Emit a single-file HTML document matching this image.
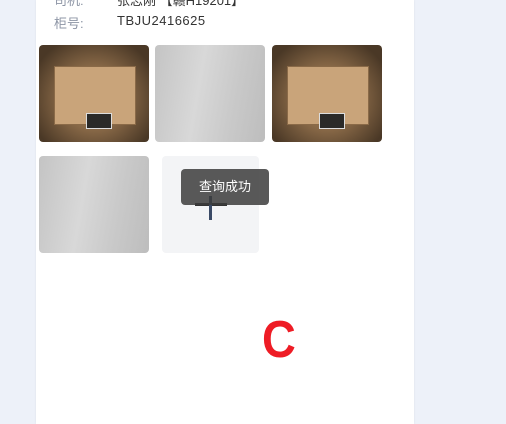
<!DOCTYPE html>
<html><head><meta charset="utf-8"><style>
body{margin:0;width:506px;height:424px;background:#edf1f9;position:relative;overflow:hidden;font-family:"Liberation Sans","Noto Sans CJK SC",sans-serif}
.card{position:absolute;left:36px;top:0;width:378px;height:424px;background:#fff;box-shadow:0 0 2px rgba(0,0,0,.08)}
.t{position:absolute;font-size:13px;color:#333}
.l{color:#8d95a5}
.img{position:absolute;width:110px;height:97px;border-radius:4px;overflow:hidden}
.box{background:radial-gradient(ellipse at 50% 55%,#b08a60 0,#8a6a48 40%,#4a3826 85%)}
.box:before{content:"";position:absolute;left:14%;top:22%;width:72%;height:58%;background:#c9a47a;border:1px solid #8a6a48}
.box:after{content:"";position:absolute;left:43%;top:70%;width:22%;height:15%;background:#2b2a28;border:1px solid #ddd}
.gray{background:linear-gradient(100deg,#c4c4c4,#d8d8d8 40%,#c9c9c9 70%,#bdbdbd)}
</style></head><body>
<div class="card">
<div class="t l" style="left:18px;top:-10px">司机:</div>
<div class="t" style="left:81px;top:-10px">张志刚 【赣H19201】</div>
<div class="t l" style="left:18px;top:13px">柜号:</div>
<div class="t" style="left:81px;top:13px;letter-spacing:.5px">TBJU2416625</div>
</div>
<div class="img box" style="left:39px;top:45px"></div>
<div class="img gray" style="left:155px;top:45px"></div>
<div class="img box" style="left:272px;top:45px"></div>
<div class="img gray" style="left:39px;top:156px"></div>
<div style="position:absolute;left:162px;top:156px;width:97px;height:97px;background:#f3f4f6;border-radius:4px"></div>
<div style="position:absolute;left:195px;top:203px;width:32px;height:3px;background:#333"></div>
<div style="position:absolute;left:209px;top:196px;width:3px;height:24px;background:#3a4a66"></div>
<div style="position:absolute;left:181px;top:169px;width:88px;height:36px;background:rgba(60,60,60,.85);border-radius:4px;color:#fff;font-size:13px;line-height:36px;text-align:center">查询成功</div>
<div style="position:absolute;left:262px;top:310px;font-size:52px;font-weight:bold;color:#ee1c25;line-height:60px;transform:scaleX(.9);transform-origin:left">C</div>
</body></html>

--- Description of the task ---
Produce an exact copy of each line of data, skipping embedded images.

--- Complete response ---
Emit a single-file HTML document matching this image.
<!DOCTYPE html>
<html><head><meta charset="utf-8"><style>
body{margin:0;width:506px;height:424px;background:#edf1f9;position:relative;overflow:hidden;font-family:"Liberation Sans","Noto Sans CJK SC",sans-serif}
.card{position:absolute;left:36px;top:0;width:378px;height:424px;background:#fff;box-shadow:0 0 2px rgba(0,0,0,.08)}
.t{position:absolute;font-size:13px;color:#333}
.l{color:#8d95a5}
.img{position:absolute;width:110px;height:97px;border-radius:4px;overflow:hidden}
.box{background:radial-gradient(ellipse at 50% 55%,#b08a60 0,#8a6a48 40%,#4a3826 85%)}
.box:before{content:"";position:absolute;left:14%;top:22%;width:72%;height:58%;background:#c9a47a;border:1px solid #8a6a48}
.box:after{content:"";position:absolute;left:43%;top:70%;width:22%;height:15%;background:#2b2a28;border:1px solid #ddd}
.gray{background:linear-gradient(100deg,#c4c4c4,#d8d8d8 40%,#c9c9c9 70%,#bdbdbd)}
</style></head><body>
<div class="card">
<div class="t l" style="left:18px;top:-10px">司机:</div>
<div class="t" style="left:81px;top:-10px">张志刚 【赣H19201】</div>
<div class="t l" style="left:18px;top:13px">柜号:</div>
<div class="t" style="left:81px;top:13px;letter-spacing:.5px">TBJU2416625</div>
</div>
<div class="img box" style="left:39px;top:45px"></div>
<div class="img gray" style="left:155px;top:45px"></div>
<div class="img box" style="left:272px;top:45px"></div>
<div class="img gray" style="left:39px;top:156px"></div>
<div style="position:absolute;left:162px;top:156px;width:97px;height:97px;background:#f3f4f6;border-radius:4px"></div>
<div style="position:absolute;left:195px;top:203px;width:32px;height:3px;background:#333"></div>
<div style="position:absolute;left:209px;top:196px;width:3px;height:24px;background:#3a4a66"></div>
<div style="position:absolute;left:181px;top:169px;width:88px;height:36px;background:rgba(60,60,60,.85);border-radius:4px;color:#fff;font-size:13px;line-height:36px;text-align:center">查询成功</div>
<div style="position:absolute;left:262px;top:310px;font-size:52px;font-weight:bold;color:#ee1c25;line-height:60px;transform:scaleX(.9);transform-origin:left">C</div>
</body></html>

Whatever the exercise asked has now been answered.